The wisdom of crowds turns out to be an incredibly fragile phenomenon. It doesn't take much for the smart group to become a dumb herd.
A new study by swiss scientists suggests that interconnectedness might make it harder to benefit from collective intelligence.
We live at a time when seemingly everything is available, but it's more likely than ever before that we're all reading the same thing. The lure of conformity is hard to resist.
This research reveals the downside of our hyperconnected lives. So many essential institutions depend on the ability of citizens to think for themselves, to resist the latest trend or bubble. That's why it is important, as the Founding Fathers realized, to cultivate a raucous free press, full of divergent viewpoints.
And yet, while the Web has enabled new forms of collective action, it has also enabled new kinds of collective stupidity. Groupthink is now more widespread, as we cope with the excess of available information by outsourcing our beliefs to celebrities, pundits and Facebook friends. Instead of thinking for ourselves, we simply cite what's already been cited.

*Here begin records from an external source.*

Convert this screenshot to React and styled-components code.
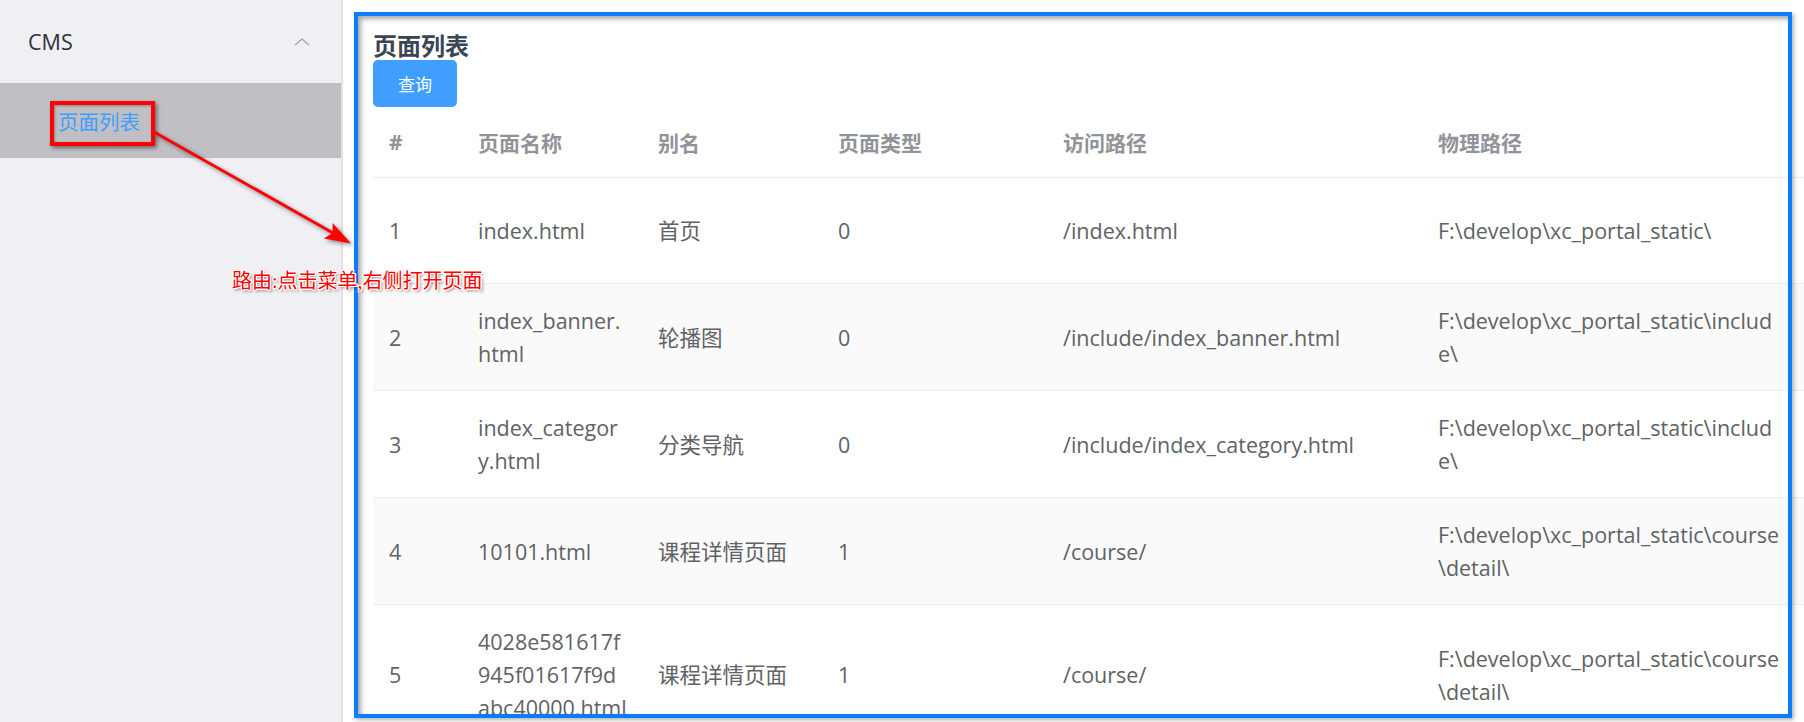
import React from 'react';
import styled, { createGlobalStyle } from 'styled-components';

const GlobalStyle = createGlobalStyle`
  html, body { margin: 0; padding: 0; background: #fff; }
  body { font-family: "Open Sans", "Noto Sans CJK SC", sans-serif; }
  * { box-sizing: border-box; }
`;

const Shell = styled.div`
  position: relative;
  display: flex;
  height: 722px;
  overflow: hidden;
`;

const Sidebar = styled.aside`
  flex: 0 0 343px;
  background: #efeff4;
  border-right: 2px solid #e2e2e6;
`;

const MenuTitle = styled.div`
  display: flex;
  align-items: center;
  justify-content: space-between;
  height: 83px;
  padding: 0 31px 0 28px;
  font-size: 21.5px;
  color: #303133;
`;

const SubItem = styled.div`
  display: flex;
  align-items: center;
  height: 75px;
  padding-left: 58px;
  background: ${p => (p.$active ? '#bfbfc4' : 'transparent')};
  color: ${p => (p.$active ? '#409eff' : '#303133')};
  font-size: 20.5px;
`;

const Main = styled.main`
  flex: 1;
  min-width: 0;
  padding: 32px 0 0 30px;
  overflow: hidden;
`;

const PageTitle = styled.h3`
  margin: 0;
  font-size: 24px;
  line-height: 28px;
  font-weight: 700;
  color: #3b4654;
`;

const QueryButton = styled.button`
  display: block;
  width: 84px;
  height: 47px;
  padding: 0;
  border: none;
  border-radius: 5px;
  background: #409eff;
  color: #fff;
  font-family: inherit;
  font-size: 17px;
`;

const DataTable = styled.table`
  width: 1431px;
  table-layout: fixed;
  border-collapse: separate;
  border-spacing: 0;
`;

const HeadRow = styled.tr`
  height: 71px;
`;

const HeadCell = styled.th`
  padding: 0 16px;
  text-align: left;
  font-size: 21px;
  font-weight: 700;
  color: #909399;
  border-bottom: 1px solid #ebeef5;
`;

const BodyRow = styled.tr`
  height: 106px;
  background: ${p => (p.$striped ? '#fafafa' : '#fff')};
`;

const Cell = styled.td`
  padding: 20px 16px;
  vertical-align: middle;
  font-size: 21.5px;
  line-height: 33px;
  color: #606266;
  white-space: pre;
  border-bottom: 1px solid #ebeef5;
`;

const Highlight = styled.div`
  position: absolute;
  left: 50px;
  top: 101px;
  width: 105px;
  height: 45px;
  border: 4px solid #ff0000;
  box-shadow: 2px 2px 4px rgba(0, 0, 0, 0.45), inset 1px 1px 3px rgba(0, 0, 0, 0.3);
  pointer-events: none;
`;

const ArrowLayer = styled.svg`
  position: absolute;
  left: 0;
  top: 0;
  filter: drop-shadow(2px 2px 2px rgba(0, 0, 0, 0.45));
  pointer-events: none;
`;

const Callout = styled.div`
  position: absolute;
  left: 232px;
  top: 269px;
  font-family: "Liberation Serif", "Noto Sans CJK SC", serif;
  font-size: 20px;
  line-height: 25px;
  color: #ff0000;
  white-space: nowrap;
  text-shadow: 1px 0 0 #fff, -1px 0 0 #fff, 0 1px 0 #fff, 0 -1px 0 #fff,
    1px 1px 0 #fff, -1px -1px 0 #fff, 1px -1px 0 #fff, -1px 1px 0 #fff,
    2px 2px 3px rgba(0, 0, 0, 0.55);
  z-index: 3;
`;

const FocusFrame = styled.div`
  position: absolute;
  left: 354px;
  top: 12px;
  width: 1438px;
  height: 706px;
  border: 4px solid #0b7dfc;
  box-shadow: inset 3px 3px 5px rgba(0, 0, 0, 0.35), 2px 2px 4px rgba(0, 0, 0, 0.3);
  pointer-events: none;
  z-index: 2;
`;

const Chevron = () => (
  <svg width="16" height="10" viewBox="0 0 16 10">
    <polyline points="1,8 8,2 15,8" fill="none" stroke="#a0a3aa" strokeWidth="1.3" />
  </svg>
);

const columns = [
  { key: 'id', title: '#', width: 89 },
  { key: 'name', title: '页面名称', width: 180 },
  { key: 'alias', title: '别名', width: 180 },
  { key: 'type', title: '页面类型', width: 225 },
  { key: 'url', title: '访问路径', width: 375 },
  { key: 'path', title: '物理路径', width: 382 },
];

const includePath = 'F:\\develop\\xc_portal_static\\includ\ne\\';
const coursePath = 'F:\\develop\\xc_portal_static\\course\n\\detail\\';

const pages = [
  { id: 1, name: 'index.html', alias: '首页', type: 0, url: '/index.html', path: 'F:\\develop\\xc_portal_static\\' },
  { id: 2, name: 'index_banner.\nhtml', alias: '轮播图', type: 0, url: '/include/index_banner.html', path: includePath },
  { id: 3, name: 'index_categor\ny.html', alias: '分类导航', type: 0, url: '/include/index_category.html', path: includePath },
  { id: 4, name: '10101.html', alias: '课程详情页面', type: 1, url: '/course/', path: coursePath },
  { id: 5, name: '4028e581617f\n945f01617f9d\nabc40000.html', alias: '课程详情页面', type: 1, url: '/course/', path: coursePath },
];

export default function App() {
  return (
    <Shell>
      <GlobalStyle />
      <Sidebar>
        <MenuTitle>
          <span>CMS</span>
          <Chevron />
        </MenuTitle>
        <SubItem $active>页面列表</SubItem>
      </Sidebar>
      <Main>
        <PageTitle>页面列表</PageTitle>
        <QueryButton>查询</QueryButton>
        <DataTable>
          <colgroup>
            {columns.map(c => <col key={c.key} style={{ width: c.width }} />)}
          </colgroup>
          <thead>
            <HeadRow>
              {columns.map(c => <HeadCell key={c.key}>{c.title}</HeadCell>)}
            </HeadRow>
          </thead>
          <tbody>
            {pages.map((row, i) => (
              <BodyRow key={row.id} $striped={i % 2 === 1}>
                {columns.map(c => <Cell key={c.key}>{row[c.key]}</Cell>)}
              </BodyRow>
            ))}
          </tbody>
        </DataTable>
      </Main>

      <FocusFrame />
      <Highlight />
      <ArrowLayer width="370" height="260" viewBox="0 0 370 260">
        <line x1="154" y1="132" x2="333" y2="233" stroke="#ff0000" strokeWidth="3" />
        <polygon points="351,243.5 323.8,238.5 332.6,233.1 332.6,222.9" fill="#ff0000" />
      </ArrowLayer>
      <Callout>路由:点击菜单,右侧打开页面</Callout>
    </Shell>
  );
}
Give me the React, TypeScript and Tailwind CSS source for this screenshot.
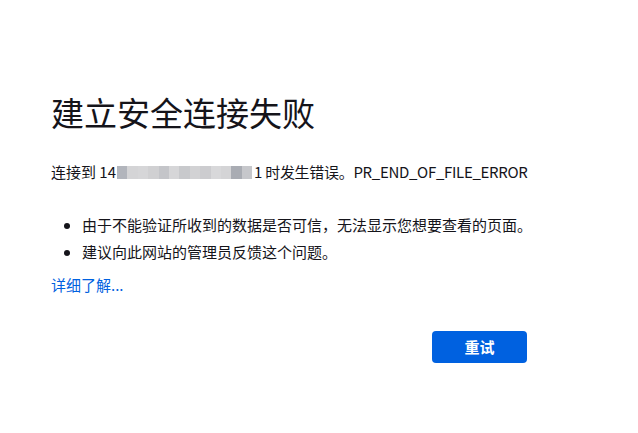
import React from "react";

const blocks = [
  "#b2b5bc", "#d4d4d6", "#d6d6d8", "#d0d0d2", "#c4c5c9", "#d6d6d8", "#c8c9cc", "#d2d2d4", "#cccccf", "#d8d8da", "#d4d4d6", "#a9acb3", "#c6c7cb",
];

export default function App() {
  return (
    <div
      className="w-[638px] h-[433px] bg-white text-[#15141a]"
      style={{ fontFamily: '"Microsoft YaHei", "Noto Sans CJK SC", "Noto Sans", sans-serif' }}
    >
      <div className="w-[476px] ml-[51px] pt-[88px]">
        <h1 className="text-[33px] leading-[48px] font-normal tracking-[0px]">建立安全连接失败</h1>
        <p className="mt-[24px] text-[15px] leading-[24px] flex items-center whitespace-nowrap">
          <span>连接到 14</span>
          <span className="flex h-[13px] ml-[1px]">
            {blocks.map((c, i) => (
              <span key={i} className="w-[10.4px] h-[13px] inline-block" style={{ backgroundColor: c }} />
            ))}
          </span>
          <span className="ml-[2px] tracking-[-0.3px]">1 时发生错误。PR_END_OF_FILE_ERROR</span>
        </p>
        <ul className="mt-[27px] pl-[31px] list-disc text-[15px] leading-[27px] whitespace-nowrap tracking-[0px]">
          <li>由于不能验证所收到的数据是否可信，无法显示您想要查看的页面。</li>
          <li>建议向此网站的管理员反馈这个问题。</li>
        </ul>
        <a className="block mt-[8px] text-[15px] leading-[24px] text-[#0061e0]">详细了解...</a>
        <div className="flex justify-end mt-[34px]">
          <button className="w-[95px] h-[32px] rounded-[4px] bg-[#0061e0] text-white text-[15px] font-bold">
            重试
          </button>
        </div>
      </div>
    </div>
  );
}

We should be wary of such influences. The only way to preserve the wisdom of the crowd is to protect the independence of the individual.
Diversity and independence are necessary for good collective decisions. So while the Internet facilitates effectively gathering and sorting a wide variety of opinions—and thus enabling crowd wisdom—it may also be slowly removing diversity. If you think about independence, you want to be ‘free’ to make your choice (e.g., you don't want your boss standing over your shoulder nudging you to side with him).